I’m not going to tell you Apple’s VR and AR acquisitions have become too numerous to count, but the picture they paint is anything but narrowly focused. Every little company Apple buys feels like another tile in a massive mosaic, contributing its own color and texture to a picture that’s bigger than many people realize. If it seemed Apple was just making AR glasses two years ago, the company now appears to be developing both AR and VR hardware — including key components such as displays. Similarly, if you thought Apple’s AR ambitions were mostly about hardware, nope, it’s filing software patents and buying a lot of software companies. And services companies.
This won’t surprise anyone who knows that Apple’s core strength is its ability to integrate hardware, software, and services. But it does mean the company’s interest in mixed reality goes far beyond dropping a pair of glasses in the marketplace and seeing how they perform on their own. Apple is building the initial suite of AR/VR applications that will enable the hardware to succeed in its first or second generation, perhaps before there’s a robust “Reality App Store” with third-party apps. Like the classic iPhone apps Mail, Messages, and Safari, Spaces could be the key to Apple’s “Keynote VR” — or its development team may help with collaborative multi-person experiences in rooms, building on lessons learned from the Terminator offering.
Compare Apple’s approach to what we’ve seen with a couple of consumer VR and AR companies, Oculus and Nreal. Both announced hardware and largely let third-party developers loose to create cool games or useful apps that use their technology. Yet both companies (and other XR hardware makers) have realized that they, too, need to develop compelling apps to move their platforms forward. Some of the biggest current and upcoming Oculus titles have been either backed or developed by Facebook. Nreal is similarly collaborating with mobile operators to create game-changing AR apps. Neither waited until software and services were mature to launch hardware, decisions that (thankfully) gave early adopters tastes of our mixed reality future.
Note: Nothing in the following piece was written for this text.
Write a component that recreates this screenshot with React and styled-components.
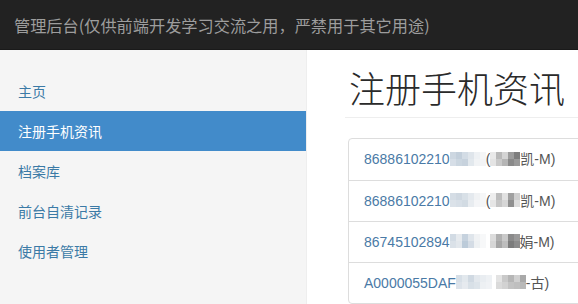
import React from "react";
import styled, { createGlobalStyle } from "styled-components";

const GlobalStyle = createGlobalStyle`
  html, body {
    margin: 0;
    padding: 0;
    overflow: hidden;
    background: #fff;
  }
  body {
    font-family: "Liberation Sans", "Noto Sans CJK SC", sans-serif;
    font-size: 14px;
    color: #333;
  }
  * { box-sizing: border-box; }
`;

const Page = styled.div`
  width: 578px;
  height: 304px;
  display: flex;
  flex-direction: column;
  overflow: hidden;
`;

const Navbar = styled.header`
  height: 50px;
  flex: none;
  background: #222;
  border-bottom: 1px solid #1a1a1a;
  display: flex;
  align-items: center;
  padding: 0 14px;
`;

const Brand = styled.span`
  font-family: "Noto Sans CJK SC", sans-serif;
  font-size: 16.2px;
  color: #9d9d9d;
  line-height: 20px;
`;

const Body = styled.div`
  flex: 1;
  display: flex;
  min-height: 0;
`;

const Sidebar = styled.nav`
  width: 307px;
  flex: none;
  background: #f5f5f5;
  border-right: 1px solid #eee;
  padding-top: 21px;
  display: flex;
  flex-direction: column;
`;

const NavItem = styled.a`
  display: block;
  padding: 10px 18px;
  line-height: 20px;
  font-family: "Noto Sans CJK SC", sans-serif;
  font-size: 14px;
  color: ${(p) => (p.$active ? "#fff" : "#3b7aa6")};
  background: ${(p) => (p.$active ? "#428bca" : "transparent")};
  text-decoration: none;
`;

const Main = styled.main`
  flex: 1;
  min-width: 0;
  padding: 18px 0 0 38px;
  overflow: hidden;
`;

const PageHeader = styled.h1`
  margin: 0 0 20px;
  padding: 0 0 9px 4px;
  border-bottom: 1px solid #eee;
  font-family: "Noto Sans CJK SC", sans-serif;
  font-size: 36px;
  font-weight: 300;
  line-height: 1.1;
  color: #2a2a2a;
  white-space: nowrap;
`;

const ListGroup = styled.div`
  margin: 0 -6px 0 3px;
  border: 1px solid #ddd;
  border-radius: 4px;
  background: #fff;
`;

const ListItem = styled.div`
  display: flex;
  align-items: center;
  height: 41px;
  padding: 0 15px;
  border-top: ${(p) => (p.$first ? "none" : "1px solid #ddd")};
  white-space: nowrap;
  font-size: 14px;
  line-height: 20px;
`;

const Code = styled.span`
  color: #4a7aa6;
`;

const Tail = styled.span`
  color: #555;
  font-family: "Liberation Sans", "Noto Sans CJK SC", sans-serif;
`;

const Mosaic = styled.span`
  display: inline-grid;
  grid-auto-flow: column;
  grid-template-rows: 7px 7px;
  grid-auto-columns: ${(p) => p.$cell}px;
  height: 14px;
  margin-top: -1px;
`;

const Cell = styled.span`
  background: ${(p) => p.$c};
`;

function Pixels({ cols, cell = 6 }) {
  return (
    <Mosaic $cell={cell}>
      {cols.flatMap((pair, i) => [
        <Cell key={i + "t"} $c={pair[0]} />,
        <Cell key={i + "b"} $c={pair[1]} />,
      ])}
    </Mosaic>
  );
}

const blueA = [
  ["#cdd7e1", "#d6dee7"],
  ["#c3cfdb", "#cbd6e0"],
  ["#d3dce5", "#c7d2dd"],
  ["#dfe5eb", "#e2e8ed"],
  ["#eef1f4", "#f1f3f5"],
  ["#f5f6f7", "#f3f4f6"],
];
const blueB = [
  ["#d5dde5", "#dbe2e9"],
  ["#cfd8e1", "#d7dfe7"],
  ["#d8e0e7", "#d2dbe3"],
  ["#e4e9ee", "#e8ecf0"],
  ["#f0f2f4", "#f4f5f7"],
  ["#f6f7f8", "#f5f6f7"],
];
const blueC = [
  ["#d2dbe4", "#dae1e8"],
  ["#e6eaee", "#e2e7ec"],
  ["#c6d2de", "#bccbd9"],
  ["#dfe5eb", "#d4dce5"],
  ["#f0f2f4", "#eef1f3"],
  ["#f7f8f9", "#f7f8f9"],
];
const blueD = [
  ["#d7dfe7", "#dde3ea"],
  ["#e2e8ed", "#e6eaef"],
  ["#d0d9e2", "#d8e0e7"],
  ["#e3e8ed", "#dde4ea"],
  ["#e9edf1", "#edf0f3"],
  ["#eef1f4", "#f0f2f5"],
];
const greyA = [
  ["#e9e9e9", "#e4e4e4"],
  ["#b9b9b9", "#c9c9c9"],
  ["#d4d4d4", "#b5b5b5"],
  ["#9c9c9c", "#8a8a8a"],
  ["#7d7d7d", "#9a9a9a"],
];
const greyB = [
  ["#eeeeee", "#e6e6e6"],
  ["#bdbdbd", "#c6c6c6"],
  ["#e1e1e1", "#d6d6d6"],
  ["#a0a0a0", "#8f8f8f"],
  ["#cfcfcf", "#dcdcdc"],
];
const greyC = [
  ["#dcdcdc", "#d6d6d6"],
  ["#b0b0b0", "#a6a6a6"],
  ["#c9c9c9", "#bdbdbd"],
  ["#8a8a8a", "#7c7c7c"],
  ["#9a9a9a", "#8c8c8c"],
];
const greyD = [
  ["#e3e3e3", "#dadada"],
  ["#c9c9c9", "#d2d2d2"],
  ["#b6b6b6", "#c3c3c3"],
  ["#d0d0d0", "#bfbfbf"],
  ["#a9a9a9", "#b8b8b8"],
];

const navItems = ["主页", "注册手机资讯", "档案库", "前台自清记录", "使用者管理"];

const rows = [
  { code: "86886102210", blue: blueA, paren: true, grey: greyA, tail: "凯-M)" },
  { code: "86886102210", blue: blueB, paren: true, grey: greyB, tail: "凯-M)" },
  { code: "86745102894", blue: blueC, paren: false, grey: greyC, tail: "娟-M)" },
  { code: "A0000055DAF", blue: blueD, paren: false, grey: greyD, tail: "-古)" },
];

export default function App() {
  return (
    <>
      <GlobalStyle />
      <Page>
        <Navbar>
          <Brand>管理后台(仅供前端开发学习交流之用，严禁用于其它用途)</Brand>
        </Navbar>
        <Body>
          <Sidebar>
            {navItems.map((t, i) => (
              <NavItem key={t} href="#" $active={i === 1}>
                {t}
              </NavItem>
            ))}
          </Sidebar>
          <Main>
            <PageHeader>注册手机资讯</PageHeader>
            <ListGroup>
              {rows.map((r, i) => (
                <ListItem key={i} $first={i === 0}>
                  <Code>{r.code}</Code>
                  <Pixels cols={r.blue} />
                  <Tail>{r.paren ? "(" : "\u00a0"}</Tail>
                  <Pixels cols={r.grey} />
                  <Tail>{r.tail}</Tail>
                </ListItem>
              ))}
            </ListGroup>
          </Main>
        </Body>
      </Page>
    </>
  );
}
It’s been a comparatively long walk toward Apple’s product, with small public steps forward, odd leaks, contradictory reports, and the occasional bad decision. On their own, many of these moves don’t add obvious value to the Apple we know today. But collectively, they’re either going to come together for a massive iPhone-caliber launch or show up as an ever-growing collection of small developments, like the Apple Watch. The reported 2022 release might be getting closer every day, but if these acquisitions keep piling up, expectations for what’s about to arrive should be sky-high ahead of the reveal. Given Apple’s history with the iPhone and the Apple Watch, I don’t question whether the finished offering will have a huge impact, but rather how quickly the world will change as a result.